Kinetic Resolution of d,l-Amino Acids Based on Gas-Phase Dissociation of Copper(II) Complexes

Abstract

Chiral recognition of d- and l-amino acids is achieved in the gas phase on the basis of the kinetics of competitive fragmentations of trimeric Cu(II)-bound complexes. The singly charged copper(II)−amino acid trimeric cluster ions [A₂BCu^II − H]⁺ dissociate to form [A₂Cu^II − H]⁺ and [ABCu^II − H]⁺ upon collision-induced dissociation (CID) in a quadrupole ion trap. The abundance ratios of these fragments depend strongly on the stereochemistry of the ligands in the [A₂BCu^II − H]⁺ complex ion.
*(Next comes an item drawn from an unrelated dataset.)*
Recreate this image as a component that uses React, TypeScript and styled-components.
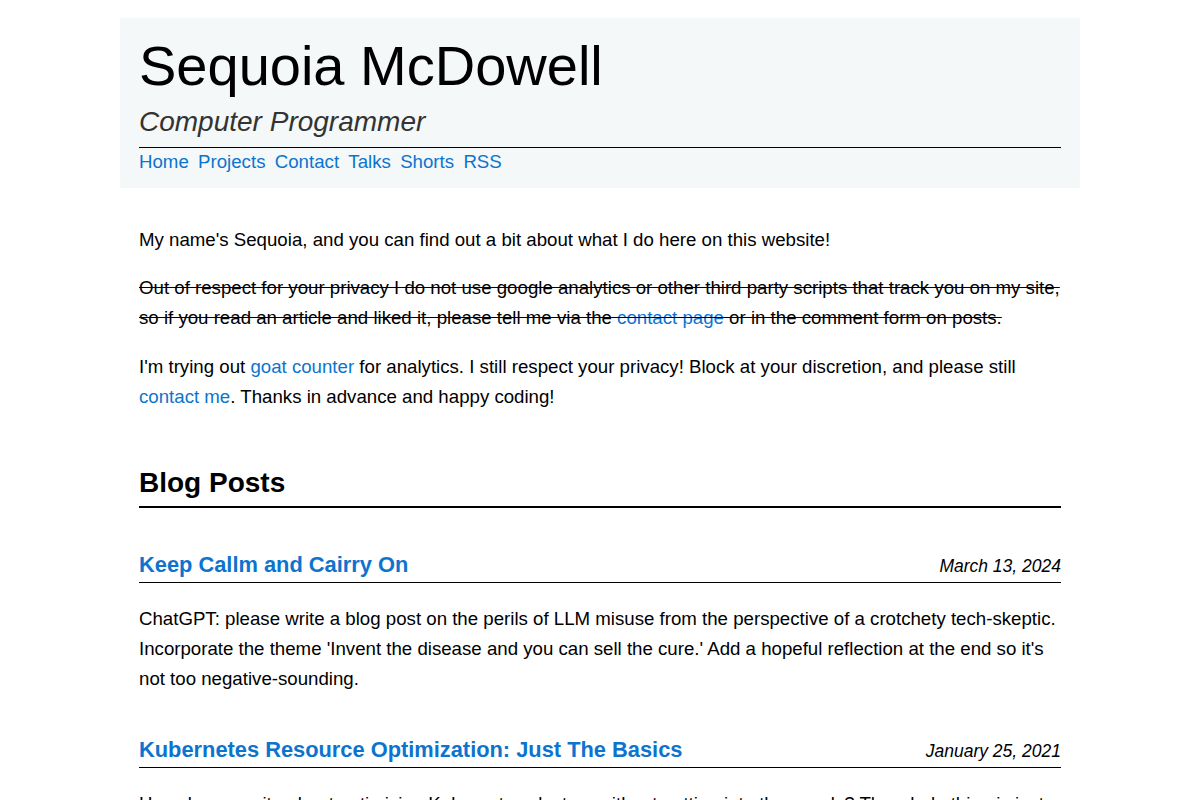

The kinetic method was used to calculate relative Cu ion affinities (ΔCu(II)‘) for homo- and heterochiral copper(II)-bound dimeric cluster ions as the indicator of chiral discrimination. Six amino acids of four different types showed chiral distinctions which ranged from 0 to 6.5 kJ/mol in terms of values of ΔCu(II)‘ with abundance ratios, referenced to the other enantiomer, ranging from 1 to 9.2. Amino acids with aromatic substituents displayed the largest chiral distinction, which correlates well with reported chromatographic results. The methodology presented here provides a sensitive means to study enantiomers by mass spectrometry, and initial results show that it is applicable to measurement of enantiomeric excess.